Friday, November 20, 2009

Perl Record Separator

You may have thought Perl only worked line by line. I thought so, until I needed to do a multi-line match and had to research it out. Turns out that the special variable $/ allows you to specify the record separator when reading data.

Normally, $/ is set to "\n". This, obviously, means that data is read until a new line is reached. In certain cases, you might want to read tab-delimited data a field at a time. In such a case, $/="\t".

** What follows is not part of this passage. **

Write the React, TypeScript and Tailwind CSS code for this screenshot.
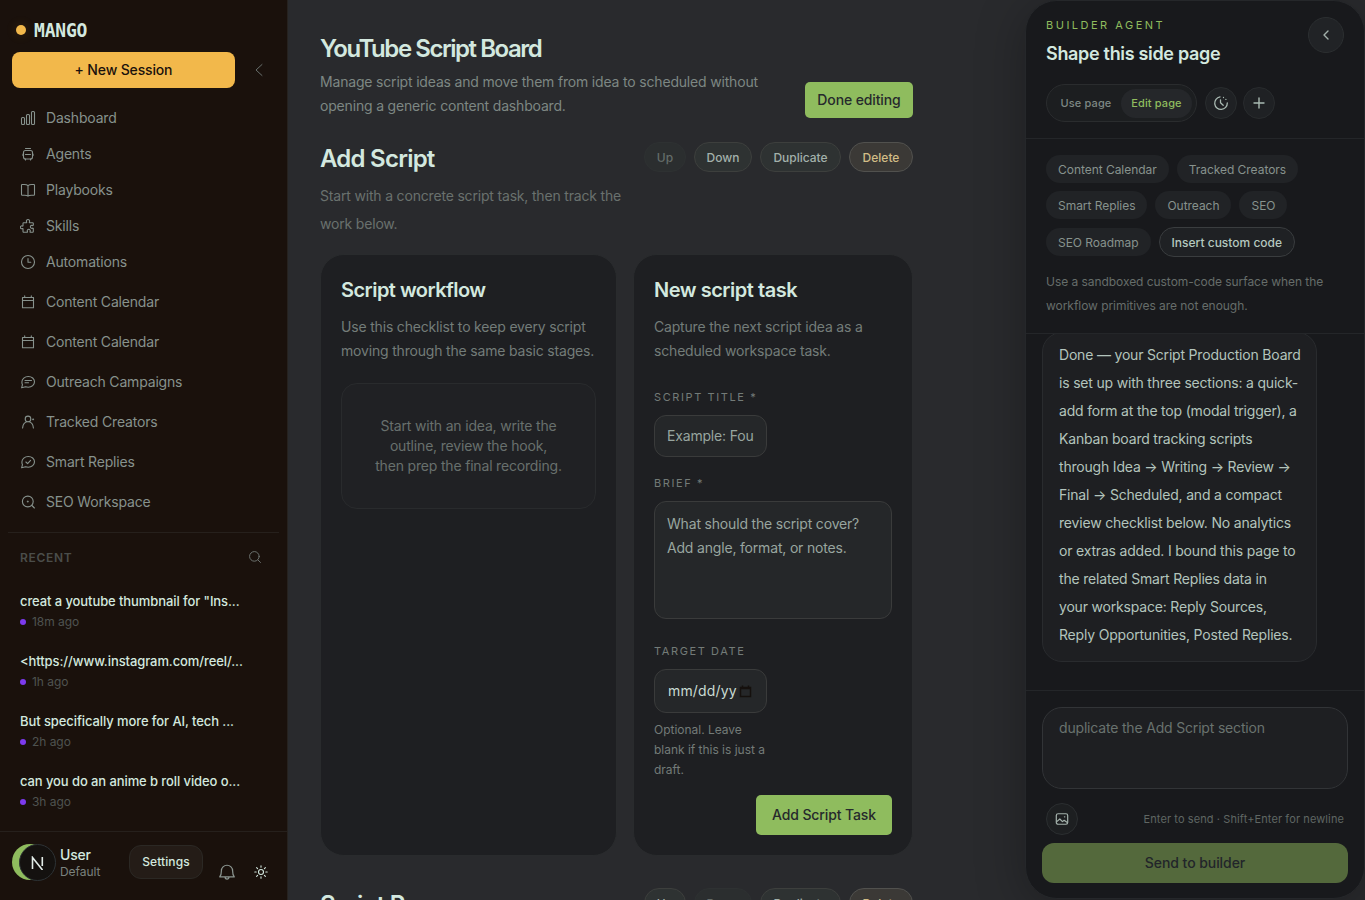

Another example is a file of quotes separated by some special characters, say ---###---. The file might look like this:

I cannot undertake to lay my finger on that article of the Constitution which granted a right to Congress of expending, on objects of benevolence, the money of their constituents. (James Madison)
---###---
No more evidence is needed; the verdict is in: nothing is more intolerant of a diversity of opinion than a 'liberal' society touting the virtues of tolerance and diversity. (Theodore Pappas "Plagiarism and the Culture War")
---###---
Suppose you were an idiot and suppose you were a member of Congress. But I repeat myself. (Mark Twain).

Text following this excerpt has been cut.